Member
How Do You Identify?: A Force with which to be reckoned
Preferred Pronoun?: just be nice...
Relationship Status: I call her Mine
Join Date: Nov 2009
Location: Transplanted to the PNW
Posts: 1,246
Thanks: 2,552
Thanked 2,476 Times in 706 Posts
Rep Power: 14753261
|
Belle -
We live in a TINY town in the SW portion of VA - we are very familiar with your struggle in living an authentic life while protecting your, your family's (in our case, my son's) personal safety.
I think, for the most part, folks are pretty non-pulsed by us. I think that I am more aware of our differences than most folks in our lil town. I like to think that by just living our lives we are changing some of the sterotypical ideas that folks have about dykes. We try to shop local and support local small business when possible and everyone we have encountered on a regular basis from repair folks to furniture store owners seem to gravitate towards us. The furniture shop owner has visited our home and when we were looking to special order some macdaddy leather sofas, she took us to her home to view the set she had purchased. Just last Sunday, the local mechanic and his wife, who I would have thought were stereotypical rednecks, stopped us in Wally World to ask if I could come by and talk about becoming their accountant since they are unhappy with their current one.

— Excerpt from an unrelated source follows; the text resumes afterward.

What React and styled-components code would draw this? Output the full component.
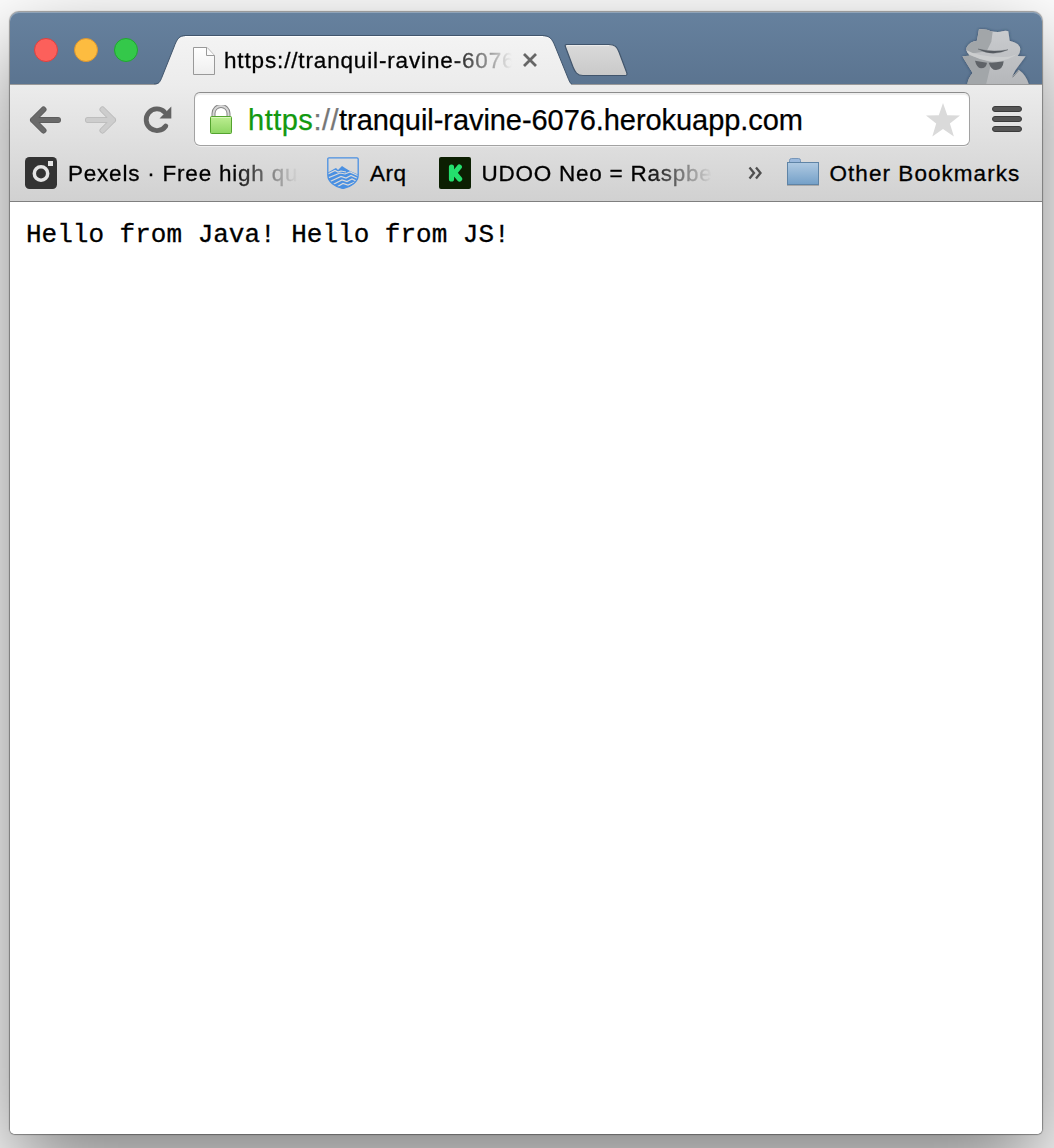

Our neighbors are nice folks and we try to take them meals when we entertain - both are elderly and don't seem to have a lot of family.
We have a rainbow flower thingy hanging from the rearview on the vehicle I primarily drive and an HRC sticker in the back window. We don't fly a rainbow flag in the yard although I did paint the columns on the porch a purpledy red color (Jess says its fuschia) and the new metal roof will be the same color when its installed. That's about as far as our "advertising" goes.
I know how isolating the invisibility can be and often feel it if not accompanied by Jess - and I don't know how to resolve that inner voice without tattooing "dyke" on my forehead.
I think you owe it to yourself to live as openly as you are comfortable with - and I will re-iterate that I think most of the "othering" comes from what energy I put out there. Most folks just walk on past without a word.